Using URL Processors

Changelog

New in version 0.7.

Flask 0.7 introduces the concept of URL processors. The idea is that you might have a bunch of resources with common parts in the URL that you don’t always explicitly want to provide. For instance you might have a bunch of URLs that have the language code in it but you don’t want to have to handle it in every single function yourself.

URL processors are especially helpful when combined with blueprints. We will handle both application specific URL processors here as well as blueprint specifics.

Internationalized Application URLs

Consider an application like this:

from flask import Flask, g
app = Flask(__name__)
@app.route('/<lang_code>/')
def index(lang_code):
    g.lang_code = lang_code
    ...
@app.route('/<lang_code>/about')
def about(lang_code):
    g.lang_code = lang_code
    ...

This is an awful lot of repetition as you have to handle the language code setting on the g object yourself in every single function. Sure, a decorator could be used to simplify this, but if you want to generate URLs from one function to another you would have to still provide the language code explicitly which can be annoying.
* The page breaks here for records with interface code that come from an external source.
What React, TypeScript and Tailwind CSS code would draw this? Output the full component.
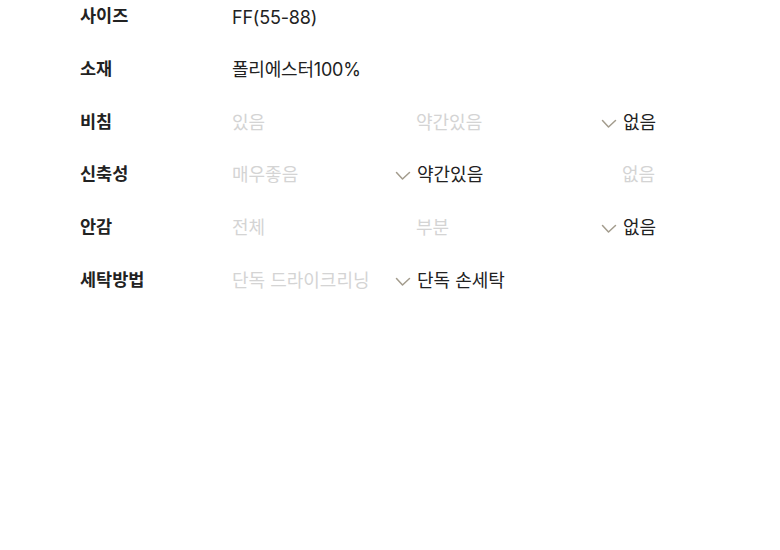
import React from "react";

type Opt = { t: string; on?: boolean };
type Row = { label: string; value?: string; opts?: Opt[] };

const rows: Row[] = [
  { label: "사이즈", value: "FF(55-88)" },
  { label: "소재", value: "폴리에스터100%" },
  { label: "비침", opts: [{ t: "있음" }, { t: "약간있음" }, { t: "없음", on: true }] },
  { label: "신축성", opts: [{ t: "매우좋음" }, { t: "약간있음", on: true }, { t: "없음" }] },
  { label: "안감", opts: [{ t: "전체" }, { t: "부분" }, { t: "없음", on: true }] },
  { label: "세탁방법", opts: [{ t: "단독 드라이크리닝" }, { t: "단독 손세탁", on: true }] },
];

function Check() {
  return (
    <svg className="absolute left-[-21px] top-[8px]" width="16" height="10" viewBox="0 0 16 10" fill="none">
      <path d="M1.5 1.5 L7.5 8 L14.5 1.5" stroke="#a39c8d" strokeWidth="1.5" strokeLinecap="round" strokeLinejoin="round" />
    </svg>
  );
}

export default function App() {
  return (
    <div
      className="w-[780px] h-[550px] bg-white overflow-hidden"
      style={{ fontFamily: 'Inter, "Noto Sans CJK KR", sans-serif' }}
    >
      <div className="flex flex-col pt-[4px] pl-[80px] gap-[28.8px]">
        {rows.map((r) => (
          <div key={r.label} className="flex h-[24px] items-center">
            <div className="w-[152px] text-[17.5px] font-bold text-[#222] leading-[24px]">{r.label}</div>
            {r.value ? (
              <div className="text-[18px] text-[#222] leading-[24px] mt-[3px] tracking-[-0.2px]">{r.value}</div>
            ) : (
              <div className="grid grid-cols-[184px_206px_1fr] flex-1 mt-[2px]">
                {r.opts!.map((o, i) => (
                  <div key={i} className="relative">
                    {o.on && <Check />}
                    <span
                      className={
                        "text-[18px] leading-[24px] " + (o.on ? "text-[#222] ml-[1px]" : "text-[#d4d4d4]")
                      }
                    >
                      {o.t}
                    </span>
                  </div>
                ))}
              </div>
            )}
          </div>
        ))}
      </div>
    </div>
  );
}
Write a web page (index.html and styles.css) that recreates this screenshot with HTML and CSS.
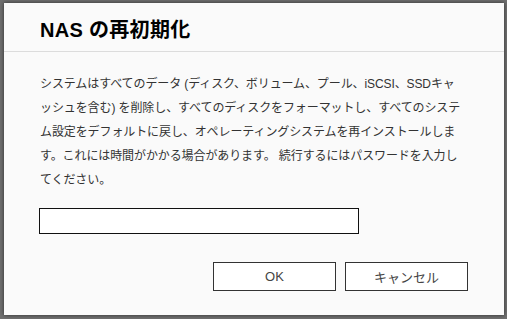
FILE: index.html
```html
<!DOCTYPE html>
<html>
<head>
  <title>NAS の再初期化</title>
  <link rel="stylesheet" href="styles.css">
</head>
<body>
  <div class="backdrop">
    <div class="dialog">
      <div class="dialog-header">
        <h1>NAS の再初期化</h1>
      </div>
      <div class="dialog-body">
        <p class="message">システムはすべてのデータ (ディスク、ボリューム、プール、iSCSI、SSDキャ<br>ッシュを含む) を削除し、すべてのディスクをフォーマットし、すべてのシステ<br>ム設定をデフォルトに戻し、オペレーティングシステムを再インストールしま<br>す。これには時間がかかる場合があります。 続行するにはパスワードを入力し<br>てください。</p>
        <input type="password" class="password" aria-label="パスワード">
        <div class="actions">
          <button class="btn">OK</button>
          <button class="btn">キャンセル</button>
        </div>
      </div>
    </div>
  </div>
</body>
</html>
```

FILE: styles.css
```css
html, body {
  margin: 0;
  padding: 0;
  height: 100%;
}

body {
  background-color: #6f6f6f;
  font-family: "Liberation Sans", "Noto Sans CJK JP", sans-serif;
  color: #222;
}

.backdrop {
  padding: 3px 3px 0 4px;
}

.dialog {
  width: 500px;
  height: 312px;
  box-sizing: border-box;
  background-color: #fafafa;
  box-shadow: 0 0 4px rgba(0, 0, 0, 0.6);
  display: flex;
  flex-direction: column;
}

.dialog-header {
  height: 49px;
  box-sizing: border-box;
  border-bottom: 1px solid #dcdcdc;
  padding: 2px 36px 0 36px;
  display: flex;
  align-items: center;
}

.dialog-header h1 {
  margin: 0;
  font-size: 20px;
  font-weight: bold;
  color: #000;
  letter-spacing: 0.3px;
}

.dialog-body {
  flex: 1;
  padding: 20px 36px 24px 36px;
  display: flex;
  flex-direction: column;
}

.message {
  margin: 0;
  font-size: 12px;
  line-height: 24px;
  color: #333;
  white-space: nowrap;
  letter-spacing: -0.1px;
}

.password {
  margin-top: 16px;
  width: 320px;
  height: 26px;
  box-sizing: border-box;
  border: 1px solid #111;
  background: #fff;
  padding: 0 6px;
  margin-left: -1px;
}

.actions {
  margin-top: auto;
  display: flex;
  justify-content: flex-end;
  gap: 9px;
}

.btn {
  width: 123px;
  height: 29px;
  box-sizing: border-box;
  border: 1px solid #333;
  background: #fff;
  color: #444;
  font-family: "Liberation Sans", "Noto Sans CJK JP", sans-serif;
  font-size: 13px;
  padding: 0;
  cursor: pointer;
}
```
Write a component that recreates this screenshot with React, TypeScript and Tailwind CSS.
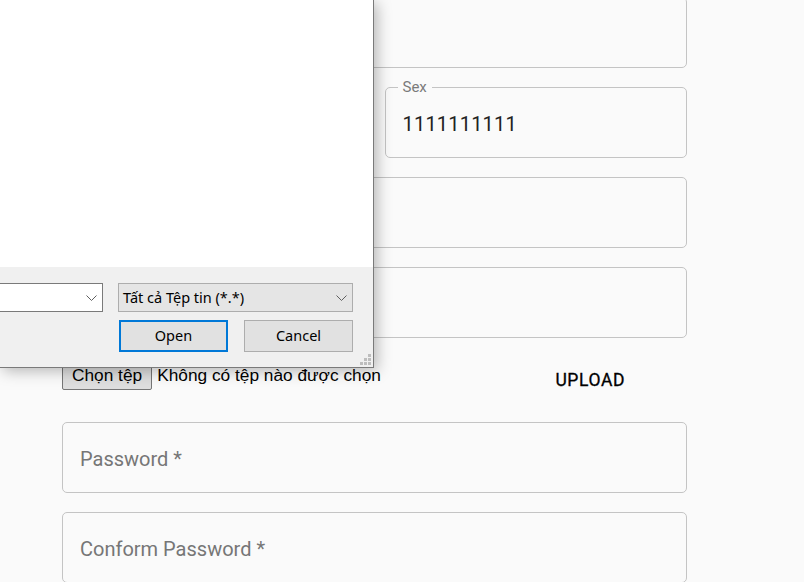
import React from 'react';

const ROBOTO = { fontFamily: 'Roboto, "Noto Sans", sans-serif' };

function Field({ label, value, placeholder }: { label?: string; value?: string; placeholder?: string }) {
  return (
    <div className="relative h-[71px] rounded-[5px] border border-[#c4c4c4] flex items-center px-[17px]">
      {label && (
        <span className="absolute left-[12px] top-[-10px] bg-[#fafafa] px-[5px] text-[15px] leading-[18px] text-[#7a7a7a]">
          {label}
        </span>
      )}
      {value && <span className="mt-[3px] text-[20px] text-[#222222] tracking-[0.2px]">{value}</span>}
      {placeholder && <span className="mt-[2px] text-[20px] text-[#767676]">{placeholder}</span>}
    </div>
  );
}

function Chevron() {
  return (
    <svg width="11" height="6" viewBox="0 0 11 6" className="shrink-0">
      <path d="M0.5 0.5 L5.5 5.5 L10.5 0.5" fill="none" stroke="#5f5f5f" strokeWidth="1" />
    </svg>
  );
}

function Gripper() {
  const dots = [
    [8, 0],
    [4, 4],
    [8, 4],
    [0, 8],
    [4, 8],
    [8, 8],
  ];
  return (
    <svg width="11" height="11" viewBox="0 0 11 11">
      {dots.map(([x, y], i) => (
        <rect key={i} x={x} y={y} width="3" height="3" fill="#bdbdbd" />
      ))}
    </svg>
  );
}

export default function App() {
  return (
    <div className="relative w-[804px] h-[582px] overflow-hidden bg-[#fafafa]" style={ROBOTO}>
      <div className="ml-[62px] mt-[-3px] w-[625px] flex flex-col gap-[19px]">
        <Field />
        <div className="grid grid-cols-2 gap-5">
          <Field />
          <Field label="Sex" value="1111111111" />
        </div>
        <Field />
        <Field />

        <div className="h-[46px] flex items-start">
          <div
            className="mt-[5px] flex items-center text-[17.3px] text-black"
            style={{ fontFamily: '"Liberation Sans", Arial, sans-serif' }}
          >
            <span className="h-[28px] px-[9px] flex items-center bg-[#dedede] border border-[#767676] rounded-[2px]">
              Chọn tệp
            </span>
            <span className="ml-[5px]">Không có tệp nào được chọn</span>
          </div>
          <span className="ml-auto mr-[62px] self-center mt-[1px] text-[17.5px] font-normal text-black tracking-[0.6px] [-webkit-text-stroke:0.3px_black]">
            UPLOAD
          </span>
        </div>

        <Field placeholder="Password *" />
        <Field placeholder="Conform Password *" />
      </div>

      {/* file picker dialog */}
      <div
        className="absolute left-0 top-0 w-[374px] h-[368px] flex flex-col border-r border-b border-[#7a7a7a] shadow-[3px_3px_14px_rgba(0,0,0,0.28)] text-black"
        style={{ fontFamily: '"Noto Sans", "Open Sans", sans-serif' }}
      >
        <div className="h-[267px] bg-white" />
        <div className="relative flex-1 bg-[#f0f0f0] pt-[16px]">
          <div className="flex">
            <div className="w-[103px] h-[29px] bg-white border border-l-0 border-[#7a7a7a] flex items-center justify-end pr-[5px]">
              <Chevron />
            </div>
            <div className="ml-[15px] w-[235px] h-[29px] bg-[#e5e5e5] border border-[#adadad] flex items-center justify-between pl-[4px] pr-[5px]">
              <span className="text-[14.5px] leading-none">Tất cả Tệp tin (*.*)</span>
              <Chevron />
            </div>
          </div>
          <div className="mt-[8px] flex justify-end gap-[16px] pr-[20px]">
            <div className="w-[109px] h-[32px] bg-[#e1e1e1] border-2 border-[#0078d7] flex items-center justify-center text-[14.5px]">
              Open
            </div>
            <div className="w-[109px] h-[32px] bg-[#e1e1e1] border border-[#adadad] flex items-center justify-center text-[14.5px]">
              Cancel
            </div>
          </div>
          <div className="absolute right-[2px] bottom-[2px]">
            <Gripper />
          </div>
        </div>
      </div>
    </div>
  );
}
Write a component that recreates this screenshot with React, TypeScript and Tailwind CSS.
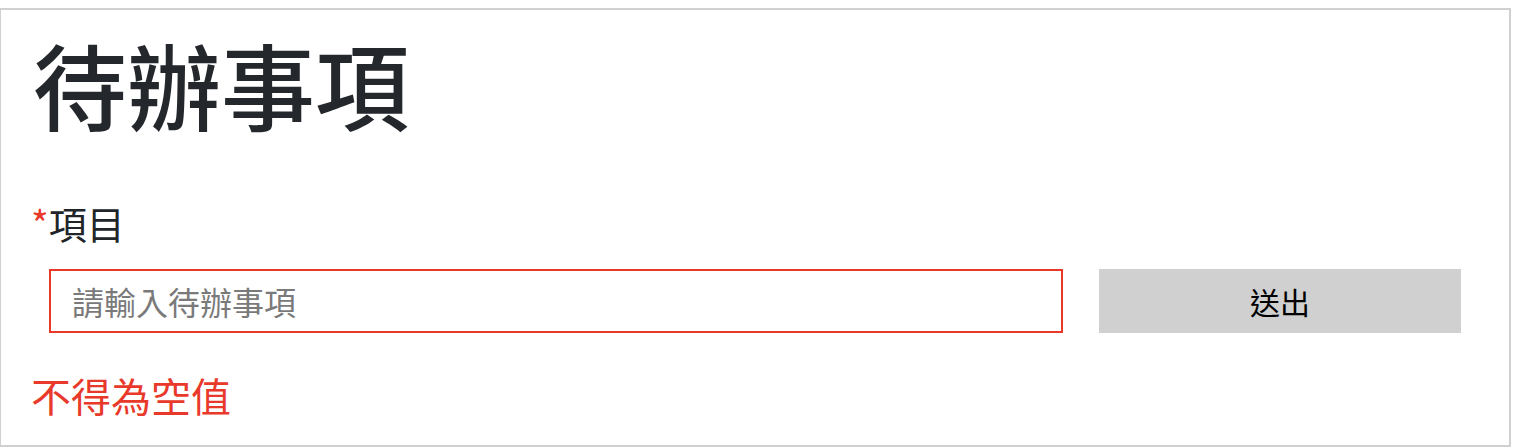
import React, { useState } from "react";

function App() {
  const [todo, setTodo] = useState("");

  return (
    <div className="font-['Noto_Sans_CJK_TC','Noto_Sans',sans-serif] bg-white">
      <div className="mt-2 -ml-px w-[1512px] h-[439px] border-2 border-[#d0d0d0] pl-8 pr-12">
        <h1 className="text-[94px] font-medium leading-none text-[#24272b] pt-[26px]">
          待辦事項
        </h1>

        <form
          onSubmit={(e) => e.preventDefault()}
          className="mt-[74px]"
        >
          <label className="flex items-center -ml-[2px] text-[38px] leading-none text-[#212529]">
            <span className="text-[#e8392b]">*</span>
            項目
          </label>

          <div className="flex items-center gap-9 mt-[27px] pl-4">
            <input
              type="text"
              value={todo}
              onChange={(e) => setTodo(e.target.value)}
              placeholder="請輸入待辦事項"
              className="flex-1 h-16 border-2 border-[#e8392b] px-[21px] text-[32px] text-[#212529] placeholder-[#7a7a7a] outline-none"
            />
            <button
              type="submit"
              className="w-[362px] h-16 bg-[#d0d0d0] text-[30px] text-black"
            >
              送出
            </button>
          </div>

          {/* Error Message */}
          <p className="mt-[42px] -ml-[2px] text-[40px] leading-none text-[#e8392b]">
            不得為空值
          </p>
        </form>
      </div>
    </div>
  );
}

export default App;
For the latter, this is where url_defaults() functions come in. They can automatically inject values into a call for url_for() automatically. The code below checks if the language code is not yet in the dictionary of URL values and if the endpoint wants a value named 'lang_code':

@app.url_defaults
def add_language_code(endpoint, values):
    if 'lang_code' in values or not g.lang_code:
        return
    if app.url_map.is_endpoint_expecting(endpoint, 'lang_code'):
        values['lang_code'] = g.lang_code

The method is_endpoint_expecting() of the URL map can be used to figure out if it would make sense to provide a language code for the given endpoint.

The reverse of that function are url_value_preprocessor()s. They are executed right after the request was matched and can execute code based on the URL values. The idea is that they pull information out of the values dictionary and put it somewhere else:

@app.url_value_preprocessor
def pull_lang_code(endpoint, values):
    g.lang_code = values.pop('lang_code', None)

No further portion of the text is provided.